#### [Records with interface code]
------------------------------------

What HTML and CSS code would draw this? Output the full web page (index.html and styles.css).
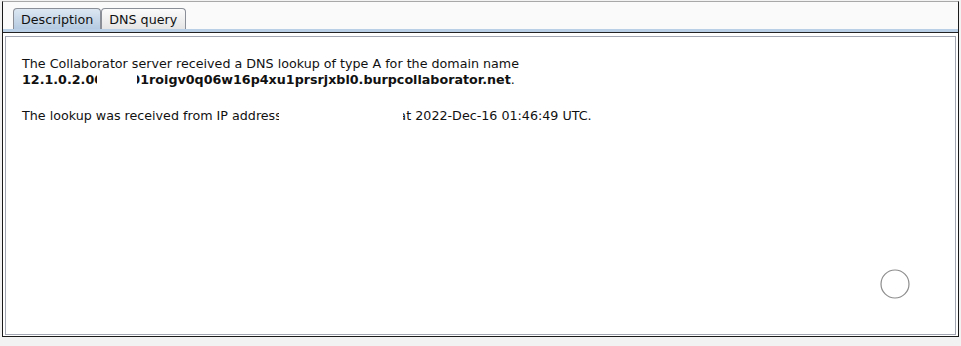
FILE: index.html
```html
<!DOCTYPE html>
<html>
<head>
<meta charset="utf-8">
<link rel="stylesheet" href="styles.css">
</head>
<body>
<div class="frame">
  <div class="tabs">
    <div class="tab active">Description</div>
    <div class="tab">DNS query</div>
  </div>
  <div class="strip"></div>
  <div class="panel">
    <div class="inner">
      <p class="para">The Collaborator server received a DNS lookup of type A for the domain name<br><b>12.1.0.2.0<span class="cut cut-r">0</span><span class="gap g1"></span><span class="cut cut-l"><span>0</span></span>1roigv0q06w16p4xu1prsrjxbl0.burpcollaborator.net</b>.</p>
      <p class="para">The lookup was received from IP addres<span class="cut cut-s">s</span><span class="gap g2"></span><span class="cut cut-a"><span>a</span></span>t 2022-Dec-16 01:46:49 UTC.</p>
      <svg class="spinner" width="30" height="30" viewBox="0 0 30 30"><circle cx="15" cy="15" r="14" fill="none" stroke="#8c8c8c" stroke-width="1.2"/></svg>
    </div>
  </div>
</div>
</body>
</html>
```
FILE: styles.css
```css
html, body { margin: 0; padding: 0; }
body {
  background: #f2f2f2;
  font-family: "DejaVu Sans", sans-serif;
  font-size: 12.7px;
  color: #111;
}
.frame {
  box-sizing: border-box;
  margin: 1px 0 0 2px;
  width: 957px;
  height: 336px;
  border: 1px solid #1a1a1a;
  border-top-color: #a8a8a8;
  background: #fafafa;
  display: flex;
  flex-direction: column;
}
.tabs {
  display: flex;
  padding: 6px 0 0 10px;
  height: 21px;
}
.tab {
  box-sizing: border-box;
  height: 22px;
  padding: 3px 7px 0 7px;
  border: 1px solid #8a8e96;
  border-bottom: none;
  border-radius: 4px 4px 0 0;
  background: linear-gradient(#fbfbfb, #e4e4e4);
  color: #111;
  line-height: 16px;
}
.tab.active {
  background: linear-gradient(#dce7f2, #b3c9e0);
}
.tab + .tab {
  padding-right: 8px;
}
.strip {
  height: 3px;
  background: #b8cfe5;
  border-bottom: 1px solid #222;
}
.panel {
  flex: 1;
  background: #ffffff;
  padding: 3px 2px 1px 2px;
  display: flex;
}
.inner {
  flex: 1;
  position: relative;
  border: 1px solid #a2a6b2;
  padding: 19px 16px 0 16px;
}
.para {
  margin: 0 0 20px 0;
  line-height: 16px;
}
.gap {
  display: inline-block;
  background: #fff;
}
.cut {
  display: inline-block;
  overflow: hidden;
  vertical-align: bottom;
  white-space: nowrap;
}
.cut-r { width: 3px; }
.cut-l { width: 3px; }
.cut-l span { display: inline-block; margin-left: -6px; }
.cut-s { width: 4px; }
.cut-a { width: 3px; }
.cut-a span { display: inline-block; margin-left: -5px; }
.g1 { width: 40px; }
.g2 { width: 124px; }
.spinner {
  position: absolute;
  right: 45px;
  bottom: 35px;
}
```
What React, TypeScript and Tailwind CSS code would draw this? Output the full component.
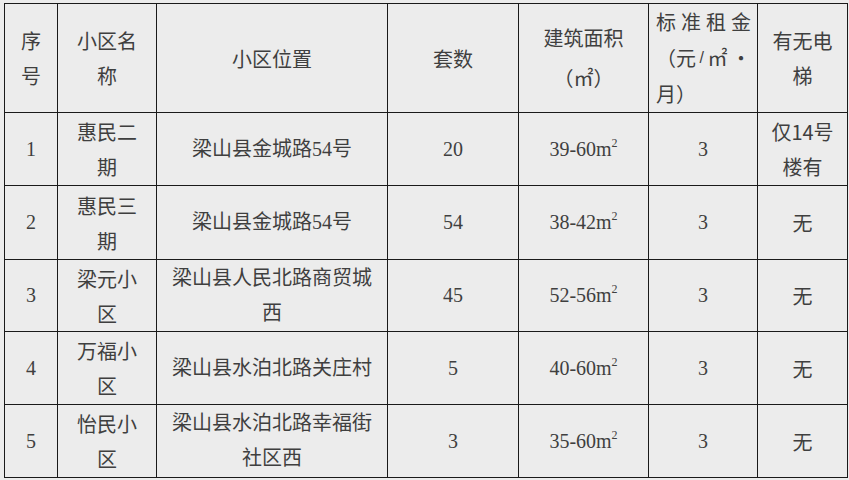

------------------------------------

#### [GIVEN TASK]
Transcribe every line from the records above without alteration, and leave out the images.

#### [EXERCISE SOLUTION]
What HTML and CSS code would draw this? Output the full web page (index.html and styles.css).
FILE: index.html
```html
<!DOCTYPE html>
<html>
<head>
<meta charset="utf-8">
<link rel="stylesheet" href="styles.css">
</head>
<body>
<div class="frame">
  <div class="tabs">
    <div class="tab active">Description</div>
    <div class="tab">DNS query</div>
  </div>
  <div class="strip"></div>
  <div class="panel">
    <div class="inner">
      <p class="para">The Collaborator server received a DNS lookup of type A for the domain name<br><b>12.1.0.2.0<span class="cut cut-r">0</span><span class="gap g1"></span><span class="cut cut-l"><span>0</span></span>1roigv0q06w16p4xu1prsrjxbl0.burpcollaborator.net</b>.</p>
      <p class="para">The lookup was received from IP addres<span class="cut cut-s">s</span><span class="gap g2"></span><span class="cut cut-a"><span>a</span></span>t 2022-Dec-16 01:46:49 UTC.</p>
      <svg class="spinner" width="30" height="30" viewBox="0 0 30 30"><circle cx="15" cy="15" r="14" fill="none" stroke="#8c8c8c" stroke-width="1.2"/></svg>
    </div>
  </div>
</div>
</body>
</html>
```
FILE: styles.css
```css
html, body { margin: 0; padding: 0; }
body {
  background: #f2f2f2;
  font-family: "DejaVu Sans", sans-serif;
  font-size: 12.7px;
  color: #111;
}
.frame {
  box-sizing: border-box;
  margin: 1px 0 0 2px;
  width: 957px;
  height: 336px;
  border: 1px solid #1a1a1a;
  border-top-color: #a8a8a8;
  background: #fafafa;
  display: flex;
  flex-direction: column;
}
.tabs {
  display: flex;
  padding: 6px 0 0 10px;
  height: 21px;
}
.tab {
  box-sizing: border-box;
  height: 22px;
  padding: 3px 7px 0 7px;
  border: 1px solid #8a8e96;
  border-bottom: none;
  border-radius: 4px 4px 0 0;
  background: linear-gradient(#fbfbfb, #e4e4e4);
  color: #111;
  line-height: 16px;
}
.tab.active {
  background: linear-gradient(#dce7f2, #b3c9e0);
}
.tab + .tab {
  padding-right: 8px;
}
.strip {
  height: 3px;
  background: #b8cfe5;
  border-bottom: 1px solid #222;
}
.panel {
  flex: 1;
  background: #ffffff;
  padding: 3px 2px 1px 2px;
  display: flex;
}
.inner {
  flex: 1;
  position: relative;
  border: 1px solid #a2a6b2;
  padding: 19px 16px 0 16px;
}
.para {
  margin: 0 0 20px 0;
  line-height: 16px;
}
.gap {
  display: inline-block;
  background: #fff;
}
.cut {
  display: inline-block;
  overflow: hidden;
  vertical-align: bottom;
  white-space: nowrap;
}
.cut-r { width: 3px; }
.cut-l { width: 3px; }
.cut-l span { display: inline-block; margin-left: -6px; }
.cut-s { width: 4px; }
.cut-a { width: 3px; }
.cut-a span { display: inline-block; margin-left: -5px; }
.g1 { width: 40px; }
.g2 { width: 124px; }
.spinner {
  position: absolute;
  right: 45px;
  bottom: 35px;
}
```
What React, TypeScript and Tailwind CSS code would draw this? Output the full component.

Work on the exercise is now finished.